§ EXERCISE BRIEF
Would you pull out every line of the material that contains the string "this"?

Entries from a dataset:
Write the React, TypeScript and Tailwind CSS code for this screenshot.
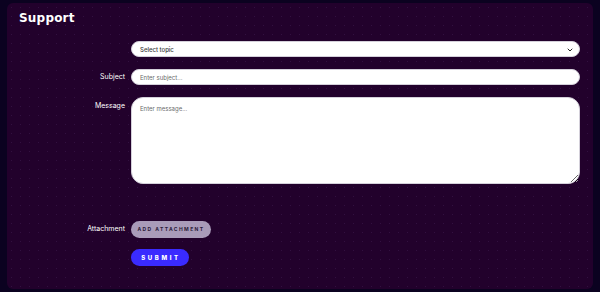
import { ChevronDown } from 'lucide-react';

export default function App() {
  return (
    <div className="w-[600px] h-[292px] bg-[#0b0220] px-[7px] py-[3px] font-['Inter',sans-serif]">
      <div className="h-full rounded-[6px] bg-[#22012c] bg-[radial-gradient(circle,#321040_0.6px,transparent_0.8px)] bg-[length:9px_9px] pt-[7px] pl-[12px] pr-[13px]">
        {/* Title */}
        <h1 className="text-[12px] leading-[16px] font-bold text-white font-['DejaVu_Sans',sans-serif] tracking-[0.2px]">
          Support
        </h1>

        {/* Form */}
        <div className="mt-[15px] flex flex-col">
          <div className="flex">
            <div className="w-[112px] shrink-0" />
            <div className="relative flex-1 h-[16px] rounded-full bg-white border border-[#d4d0da] flex items-center pl-[8px]">
              <span className="text-[6px] text-[#3a3a3a] font-medium">Select topic</span>
              <ChevronDown className="absolute right-[5px] top-[4px] w-[8px] h-[8px] text-[#222]" strokeWidth={3} />
            </div>
          </div>

          <div className="flex mt-[12px]">
            <div className="w-[112px] shrink-0 h-[16px] flex items-center justify-end pr-[6px] text-[7px] text-white">Subject</div>
            <input
              className="flex-1 h-[16px] rounded-full bg-white border border-[#d4d0da] px-[8px] text-[6px] text-[#333] placeholder:text-[#6b6b6b] outline-none"
              placeholder="Enter subject..."
            />
          </div>

          <div className="flex mt-[12px] h-[87px]">
            <div className="w-[112px] shrink-0 pt-[4px] flex justify-end pr-[6px] text-[7px] leading-[10px] text-white">Message</div>
            <textarea
              className="flex-1 h-[87px] rounded-[12px] bg-white border border-[#d4d0da] px-[8px] py-[6px] text-[6px] text-[#333] placeholder:text-[#6b6b6b] outline-none resize-y block"
              placeholder="Enter message..."
            />
          </div>

          <div className="flex mt-[37px]">
            <div className="w-[112px] shrink-0 h-[17px] flex items-center justify-end pr-[6px] text-[7px] text-white">Attachment</div>
            <button className="h-[17px] w-[80px] rounded-full bg-[#a99bb9] text-[5px] font-bold tracking-[1.4px] text-[#2a1a38] uppercase">
              Add attachment
            </button>
          </div>

          <div className="flex mt-[11px]">
            <div className="w-[112px] shrink-0" />
            <button className="h-[17px] w-[58px] rounded-full bg-[#3a2bff] text-[6px] font-extrabold tracking-[2.6px] text-white uppercase pl-[2px]">
              Submit
            </button>
          </div>
        </div>
      </div>
    </div>
  );
}
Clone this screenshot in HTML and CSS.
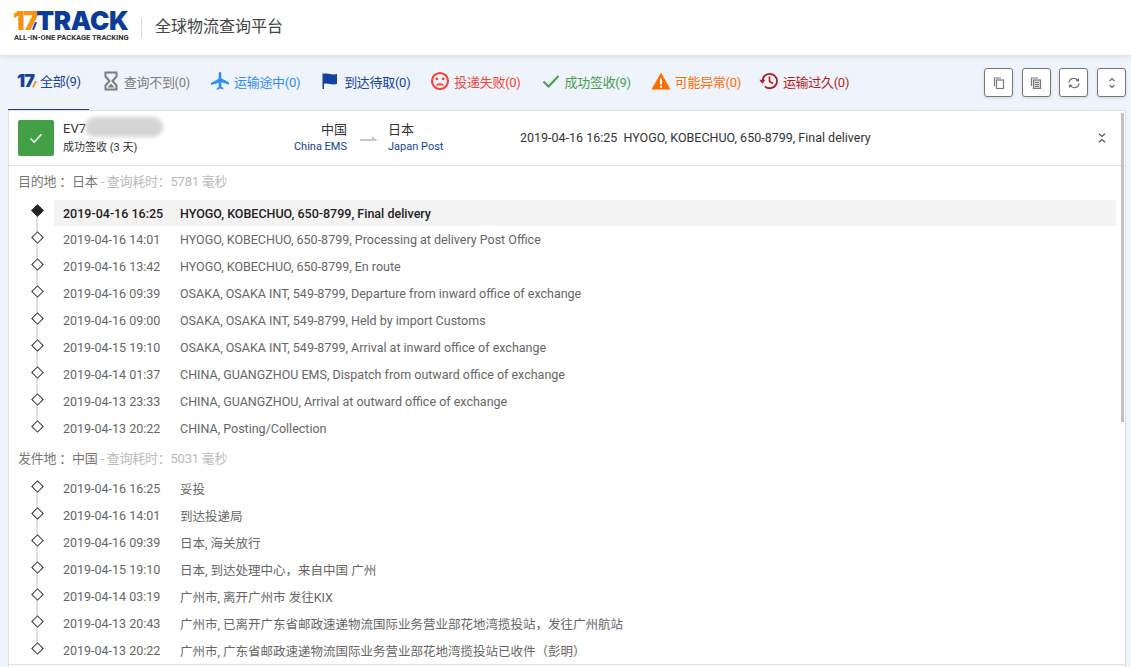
FILE: index.html
```html
<!DOCTYPE html>
<html lang="zh-CN">
<head>
<meta charset="utf-8">
<title>17TRACK</title>
<link rel="stylesheet" href="styles.css">
</head>
<body>
<header class="topbar">
  <div class="logo">
    <div class="logo-main"><span class="logo-17">17</span><svg class="logo-slash" viewBox="0 0 6 9"><path d="M3.500 0H6L2.500 9H0z" fill="#0c3c96"/></svg><span class="logo-track">TRACK</span></div>
    <div class="logo-sub">ALL-IN-ONE PACKAGE TRACKING</div>
  </div>
  <div class="topbar-title">全球物流查询平台</div>
</header>
<nav class="tabs">
  <a class="tab tab-all active"><span class="mini17">17<i></i></span><span>全部(9)</span></a>
  <a class="tab tab-none"><svg class="ic" viewBox="0 0 20 20"><path d="M4.500 1.500h11v4L11.500 10l4 4.500v4h-11v-4l4-4.500-4-4.500z" fill="none" stroke="#7d7d7d" stroke-width="2"/><path d="M6.500 16.500l3.500-4 3.500 4z" fill="#7d7d7d"/></svg><span>查询不到(0)</span></a>
  <a class="tab tab-transit"><svg class="ic" viewBox="0 0 20 20"><path d="M10 .8c.8 0 1.300 1 1.300 2.200v4.300l7.700 4.300v2l-7.700-2.300v4.300l2 1.500v1.300L10 17.600 6.700 18.900v-1.300l2-1.500v-4.300L1 14.100v-2l7.700-4.300V3c0-1.200.5-2.200 1.300-2.200z" fill="#2f8ff0"/></svg><span>运输途中(0)</span></a>
  <a class="tab tab-pickup"><svg class="ic" viewBox="0 0 20 20"><path d="M2.500 2.500h1.500v15.500H2.500z" fill="#13439c"/><path d="M4 3c4-1.500 7 1.500 13 0v10c-6 1.500-9-1.500-13 0z" fill="#13439c"/></svg><span>到达待取(0)</span></a>
  <a class="tab tab-fail"><svg class="ic" viewBox="0 0 20 20"><circle cx="10" cy="10" r="8" fill="none" stroke="#f44336" stroke-width="2.200"/><circle cx="6.800" cy="7.800" r="1.400" fill="#f44336"/><circle cx="13.200" cy="7.800" r="1.400" fill="#f44336"/><path d="M6 14.500c1-3 7-3 8 0z" fill="#f44336"/></svg><span>投递失败(0)</span></a>
  <a class="tab tab-done"><svg class="ic" viewBox="0 0 20 20"><path d="M2.500 10.500l5 5 10-10.500" fill="none" stroke="#479f4b" stroke-width="2"/></svg><span>成功签收(9)</span></a>
  <a class="tab tab-alert"><svg class="ic" viewBox="0 0 20 20"><path d="M10 1.500l9.500 17H.5z" fill="#ff6d00"/><path d="M9 7.500h2v6H9zM9 14.700h2v2H9z" fill="#fff"/></svg><span>可能异常(0)</span></a>
  <a class="tab tab-late"><svg class="ic" viewBox="0 0 20 20"><path d="M3.600 10a7.200 7.200 0 1 1 2.300 5.300" fill="none" stroke="#b71c1c" stroke-width="1.800"/><path d="M.3 8.800h6.200L3.400 12.800z" fill="#b71c1c"/><path d="M10.500 5.500v5l3.500 2" fill="none" stroke="#b71c1c" stroke-width="1.600"/></svg><span>运输过久(0)</span></a>
  <div class="tools">
    <button class="tool"><svg viewBox="0 0 12 12"><path d="M8 1H1.500v8" fill="none" stroke="#777" stroke-width="1.200"/><rect x="3.500" y="3" width="7" height="8.500" fill="none" stroke="#777" stroke-width="1.200"/></svg></button>
    <button class="tool"><svg viewBox="0 0 12 12"><path d="M8 1H1.500v8" fill="none" stroke="#777" stroke-width="1.200"/><rect x="3.500" y="3" width="7" height="8.500" fill="#ddd" stroke="#777" stroke-width="1.200"/><path d="M5 5.500h4M5 7.500h4M5 9.500h4" stroke="#777"/></svg></button>
    <button class="tool"><svg viewBox="0 0 12 12"><path d="M1 5.500A4.600 4.600 0 0 1 9.500 3.500M11 6.500A4.600 4.600 0 0 1 2.500 8.500" fill="none" stroke="#666" stroke-width="1.100"/><path d="M7.500 4.300h3.500V1zM4.500 7.700H1V11z" fill="#666"/></svg></button>
    <button class="tool"><svg viewBox="0 0 12 12"><path d="M3.500 4L6 1.500 8.500 4M3.500 8L6 10.500 8.500 8" fill="none" stroke="#666" stroke-width="1.200"/></svg></button>
  </div>
</nav>
<main class="card">
  <div class="scrollbar"></div>
  <section class="summary">
    <div class="status-box"><svg viewBox="0 0 16 16"><path d="M2.500 8.500l3.700 3.700 7.300-8" fill="none" stroke="#fff" stroke-width="1.600"/></svg></div>
    <div class="number">
      <div class="number-code">EV7<span class="blur"></span></div>
      <div class="number-status">成功签收 (3 天)</div>
    </div>
    <div class="route">
      <div class="route-from"><div class="country">中国</div><div class="carrier">China EMS</div></div>
      <svg class="route-arrow" viewBox="0 0 18 8"><path d="M0 4h12V1l6 5H0z" fill="#c8c8c8"/></svg>
      <div class="route-to"><div class="country">日本</div><div class="carrier">Japan Post</div></div>
    </div>
    <div class="latest">2019-04-16 16:25&nbsp; HYOGO, KOBECHUO, 650-8799, Final delivery</div>
    <svg class="collapse" viewBox="0 0 8 10"><path d="M1 .8l3 2.700L7 .8M1 9.200l3-2.700 3 2.700" fill="none" stroke="#555" stroke-width="1.200"/></svg>
  </section>
  <section class="details">
    <h3 class="group-title"><span class="gt-main">目的地 ：日本</span><span class="gt-time"> - 查询耗时：5781 毫秒</span></h3>
    <ul class="timeline">
      <li class="event current"><span class="time">2019-04-16 16:25</span><span class="desc">HYOGO, KOBECHUO, 650-8799, Final delivery</span></li>
      <li class="event"><span class="time">2019-04-16 14:01</span><span class="desc">HYOGO, KOBECHUO, 650-8799, Processing at delivery Post Office</span></li>
      <li class="event"><span class="time">2019-04-16 13:42</span><span class="desc">HYOGO, KOBECHUO, 650-8799, En route</span></li>
      <li class="event"><span class="time">2019-04-16 09:39</span><span class="desc">OSAKA, OSAKA INT, 549-8799, Departure from inward office of exchange</span></li>
      <li class="event"><span class="time">2019-04-16 09:00</span><span class="desc">OSAKA, OSAKA INT, 549-8799, Held by import Customs</span></li>
      <li class="event"><span class="time">2019-04-15 19:10</span><span class="desc">OSAKA, OSAKA INT, 549-8799, Arrival at inward office of exchange</span></li>
      <li class="event"><span class="time">2019-04-14 01:37</span><span class="desc">CHINA, GUANGZHOU EMS, Dispatch from outward office of exchange</span></li>
      <li class="event"><span class="time">2019-04-13 23:33</span><span class="desc">CHINA, GUANGZHOU, Arrival at outward office of exchange</span></li>
      <li class="event"><span class="time">2019-04-13 20:22</span><span class="desc">CHINA, Posting/Collection</span></li>
    </ul>
    <h3 class="group-title"><span class="gt-main">发件地 ：中国</span><span class="gt-time"> - 查询耗时：5031 毫秒</span></h3>
    <ul class="timeline timeline-origin">
      <li class="event"><span class="time">2019-04-16 16:25</span><span class="desc">妥投</span></li>
      <li class="event"><span class="time">2019-04-16 14:01</span><span class="desc">到达投递局</span></li>
      <li class="event"><span class="time">2019-04-16 09:39</span><span class="desc">日本, 海关放行</span></li>
      <li class="event"><span class="time">2019-04-15 19:10</span><span class="desc">日本, 到达处理中心，来自中国 广州</span></li>
      <li class="event"><span class="time">2019-04-14 03:19</span><span class="desc">广州市, 离开广州市 发往KIX</span></li>
      <li class="event"><span class="time">2019-04-13 20:43</span><span class="desc">广州市, 已离开广东省邮政速递物流国际业务营业部花地湾揽投站，发往广州航站</span></li>
      <li class="event"><span class="time">2019-04-13 20:22</span><span class="desc">广州市, 广东省邮政速递物流国际业务营业部花地湾揽投站已收件（彭明）</span></li>
    </ul>
  </section>
  <div class="next-card"></div>
</main>
</body>
</html>
```
FILE: styles.css
```css
* { box-sizing: border-box; }
html, body { margin: 0; height: 667px; overflow: hidden; }
body { background: #eff3fb; font-family: Roboto, "Noto Sans CJK SC", sans-serif; font-size: 13px; color: #333; }
.topbar { height: 55px; background: #fff; display: flex; align-items: center; padding-left: 14px; box-shadow: 0 1px 5px rgba(0,0,0,.12); position: relative; }
.logo { width: 115px; margin-top: -3px; }
.logo-main { display: flex; align-items: center; height: 21px; line-height: 21px; font-family: Inter, Roboto, sans-serif; font-weight: 900; font-size: 26px; }
.logo-17 { color: #f8930f; letter-spacing: -1.500px; margin-left: -1px; }
.logo-slash { width: 5px; height: 8px; margin: 11px 0 0 -5px; flex: none; }
.logo-track { color: #0c3c96; letter-spacing: -.3px; margin-left: -1px; }
.logo-sub { font-size: 7.500px; font-weight: 700; font-family: Roboto, sans-serif; color: #333; margin-top: 3px; white-space: nowrap; line-height: 8px; }
.topbar-title { margin-left: 12px; padding-left: 13px; border-left: 1px solid #ddd; font-size: 16px; line-height: 17px; color: #444; height: 20px; }
.tabs { height: 55px; display: flex; align-items: center; padding-left: 8px; position: relative; gap: 4px; }
.tab { height: 55px; display: flex; align-items: center; padding: 0 8px 3px; gap: 4px; white-space: nowrap; font-size: 13px; letter-spacing: -.3px; }
.tab-all { color: #13439c; border-bottom: 1px solid #13439c; padding-left: 9px; }
.tab-none { color: #7d7d7d; gap: 3px; }
.tab-transit { color: #2f8ff0; }
.tab-pickup { color: #13439c; }
.tab-fail { color: #f44336; }
.tab-done { color: #479f4b; }
.tab-alert { color: #ff6d00; }
.tab-late { color: #b71c1c; margin-left: -2px; }
.ic { width: 20px; height: 20px; flex: none; }
.mini17 { font-family: Inter, Roboto, sans-serif; font-weight: 900; font-size: 18px; letter-spacing: -1px; color: #13439c; width: 19px; display: block; position: relative; line-height: 20px; }
.mini17 i { position: absolute; right: -1px; bottom: 3px; width: 5px; height: 7px; background: #f8930f; clip-path: polygon(60% 0, 100% 0, 40% 100%, 0 100%); }
.tools { margin-left: auto; display: flex; gap: 8.670px; padding-right: 5px; }
.tool { width: 29px; height: 29px; padding: 0; background: #fff; border: 1px solid #777; border-radius: 3px; display: flex; align-items: center; justify-content: center; box-shadow: 0 1px 3px rgba(0,0,0,.12); }
.tool svg { width: 12px; height: 12px; }
.card { margin-left: 8px; width: 1118px; height: 557px; background: #fff; border: 1px solid #e0e0e0; border-bottom: 0; position: relative; overflow: hidden; }
.scrollbar { position: absolute; right: 1px; top: 2px; width: 3px; height: 309px; background: #c1c1c1; }
.summary { height: 55px; display: flex; align-items: center; padding-left: 9px; border-bottom: 1px solid #e0e0e0; }
.status-box { width: 36px; height: 36px; background: #43a047; border-radius: 2px; display: flex; align-items: center; justify-content: center; flex: none; }
.status-box svg { width: 16px; height: 16px; }
.number { width: 150px; margin-left: 9px; }
.number-code { line-height: 18px; position: relative; }
.blur { position: absolute; left: 22px; top: -3px; width: 78px; height: 20px; border-radius: 10px; background: #d4d4d4; filter: blur(2px); }
.number-status { font-size: 11px; line-height: 18px; margin-top: 1px; }
.route { display: flex; align-items: center; margin-left: 59px; width: 248px; }
.route-from { width: 75px; text-align: right; }
.route-to { width: 80px; }
.country { font-size: 13px; line-height: 18px; }
.carrier { font-size: 11px; line-height: 16px; color: #13439c; white-space: nowrap; }
.route-arrow { width: 18px; height: 8px; margin: 2px 10px 0 13px; flex: none; }
.latest { font-size: 12.500px; flex: 1; white-space: nowrap; padding-bottom: 1px; }
.collapse { width: 8px; height: 10px; margin-right: 19px; flex: none; }
.details { padding-top: 4px; height: 498px; overflow: hidden; }
.next-card { border-top: 1px solid #e0e0e0; height: 2px; }
.group-title { margin: 0; height: 26px; padding-left: 9px; font-size: 13px; font-weight: 400; line-height: 24px; letter-spacing: -.25px; }
.gt-main { color: #777; }
.gt-time { color: #bbb; }
.timeline { list-style: none; margin: 0 0 5px; padding: 4px 9px 0 45px; }
.timeline-origin { padding-top: 2px; }
.event { position: relative; height: 27px; display: flex; align-items: center; padding-left: 9px; color: #666; font-size: 12.500px; white-space: nowrap; }
.event::before { content: ""; position: absolute; left: -21px; top: 7px; width: 7px; height: 7px; background: #fff; border: 1px solid #333; transform: rotate(45deg); z-index: 1; }
.event::after { content: ""; position: absolute; left: -18px; top: 15px; width: 2px; height: 19px; background: #e0e0e0; }
.event:last-child::after { display: none; }
.time { width: 117px; flex: none; }
.current { height: 26px; background: #f3f3f3; color: #222; font-weight: 500; }
.current::before { top: 6px; background: #222; }
```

§ TASK ANSWER
Write the React, TypeScript and Tailwind CSS code for this screenshot.
Clone this screenshot in HTML and CSS.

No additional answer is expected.